His neglectful, narcissistic mother, feted since girlhood with extraordinary adulation, may also have contributed to Rupert’s unyielding nature. Even in extended, impoverished exile, she never lost the need to be worshipped. She fostered a court that welcomed knight-errants, while banishing her young children to an upbringing away from her view: the emotional needs of others were unwelcome drains on Elizabeth’s love of self. Irresponsible and inappropriate parenting may have accentuated Rupert’s need for praise and applause. Soldiery was the prince’s chosen path to glory: anyone who compromised his dream of battlefield success therefore attracted his withering hostility.
Contemporaries were used to gruff soldiers, but Rupert’s black and white views of life, and of people, were startling. He was particularly distrustful of the machinations of politicians and courtiers, because they clouded matters that he needed to remain clear. He did not understand how men could morally compromise themselves in order to further their personal agenda. It was easier for Rupert to dismiss such people as underhand and undesirable, than to accept them as an inevitable component of the politics of war. As Sir Philip Warwick, one of the prince’s admirers, remarked with sadness, Rupert’s ‘sharpness of temper of body, and uncommunicableness in society or council, (by seeming with a wish to neglect all another said, and he approved not) made him less grateful, than his friends wished; and this humour soured him towards the Councillors of Civil affairs, who were necessary to intermix with him in Martial Councils’.[707]
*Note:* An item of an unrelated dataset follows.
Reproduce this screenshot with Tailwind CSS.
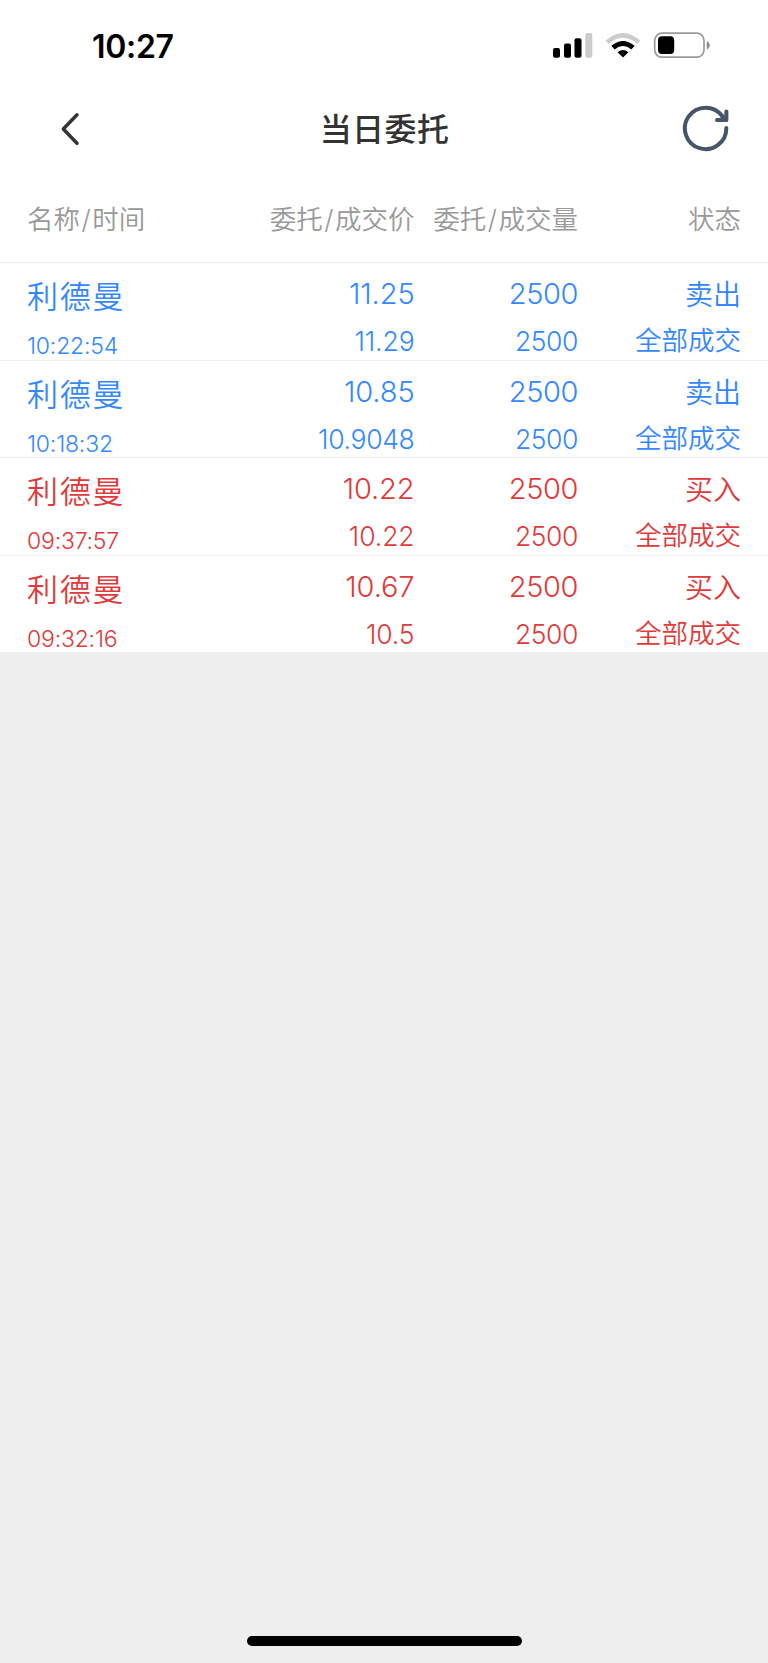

While accepting that Rupert’s achievements on the battlefield fail to gain him a place in the first rank of generals, his huge charisma is undeniable. The rest of his life story shows an unusual range of talents and interests. He was a gifted artist and an intelligent, conscientious, and committed scientist. His championing of the Hudson’s Bay Company showed a clear ability to spot an opportunity and to act decisively on it. The same talent made him a respected adversary at sea, both as admiral and pirate. To have kept the Royalist flag flying in the Caribbean, while it had been trampled underfoot everywhere else, was a feat of heroic endurance that exacted a terrible cost: the loss of his brother Maurice was the greatest body blow of his life and the compromises to his own health were felt throughout his subsequent three decades.
Parliamentary propagandists liked to portray the prince in the poorest possible light. However, the amount of attention they gave to the Cavalier Prince, and the number of lies they weaved into their portrayal of him, demonstrate their fear of a man that they knew to have exceptional potential, which could be extraordinarily dangerous to their cause. To few historical figures can the cliché more aptly be applied, that you can judge a man by the strength of his enemies.
Set on a lifetime of wandering adventure by his father’s misfortune and misjudgements, it was only when he came to live in England that he found a home. As a boy, he had shouted out from his galloping hunter that he wanted his bones buried in his uncle’s land. In a life punctuated by painful disappointment, this was one wish that came true.